UperNet
===

**Unified Perceptual Parsing for Scene Understanding**

 * Paper: https://arxiv.org/abs/1807.10221

![UperNet Overview](../assets/upernet_overview.png)

In [1]:
from PIL import Image
import torch
from transformers import (
    AutoImageProcessor,
    UperNetForSemanticSegmentation
)

device = torch.device("cuda" if torch.cuda.is_available() else "cpu")
image_processor = AutoImageProcessor.from_pretrained(
    "openmmlab/upernet-convnext-tiny"
)
model = UperNetForSemanticSegmentation.from_pretrained(
    "openmmlab/upernet-convnext-tiny"
).to(device)


  from .autonotebook import tqdm as notebook_tqdm
Using a slow image processor as `use_fast` is unset and a slow processor was saved with this model. `use_fast=True` will be the default behavior in v4.52, even if the model was saved with a slow processor. This will result in minor differences in outputs.
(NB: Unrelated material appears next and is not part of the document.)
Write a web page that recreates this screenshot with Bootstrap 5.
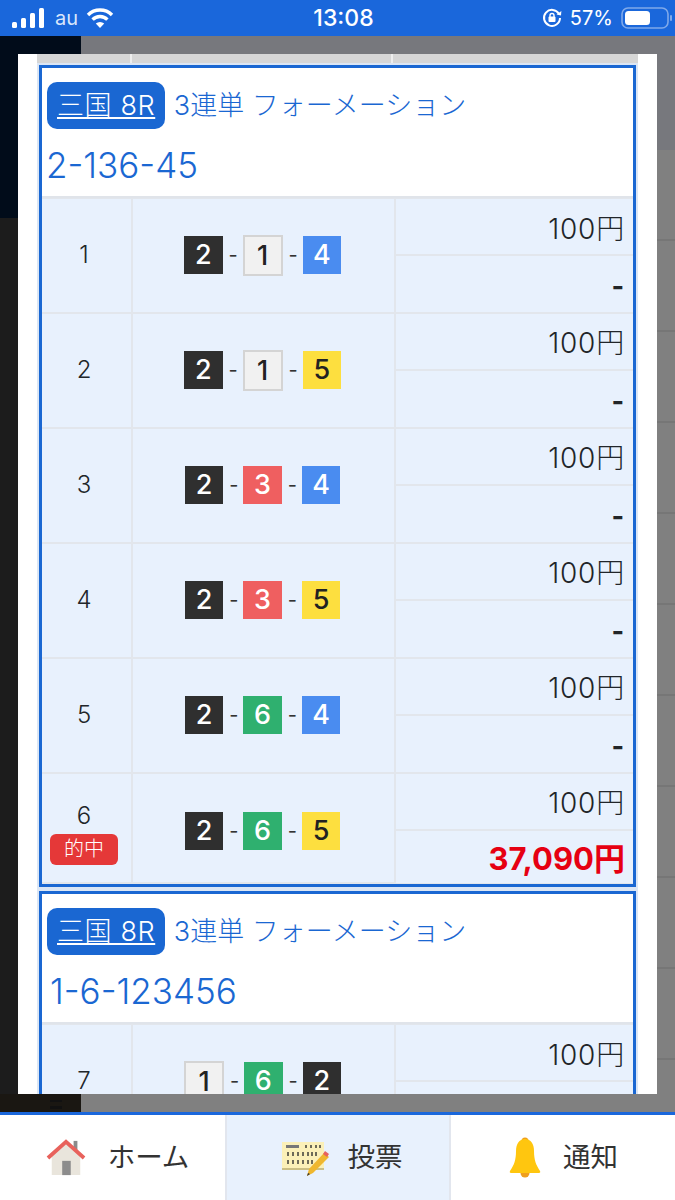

You'll still be able to use a slow processor with `use_fast=False`.


In [3]:
image_path = "../samples/plants.jpg"
image = Image.open(image_path).convert("RGB")

inputs = image_processor(images=image, return_tensors="pt")
inputs = inputs.to(device)

with torch.no_grad():
    outputs = model(**inputs)

logits = outputs.logits
list(logits.shape)

[1, 150, 512, 512]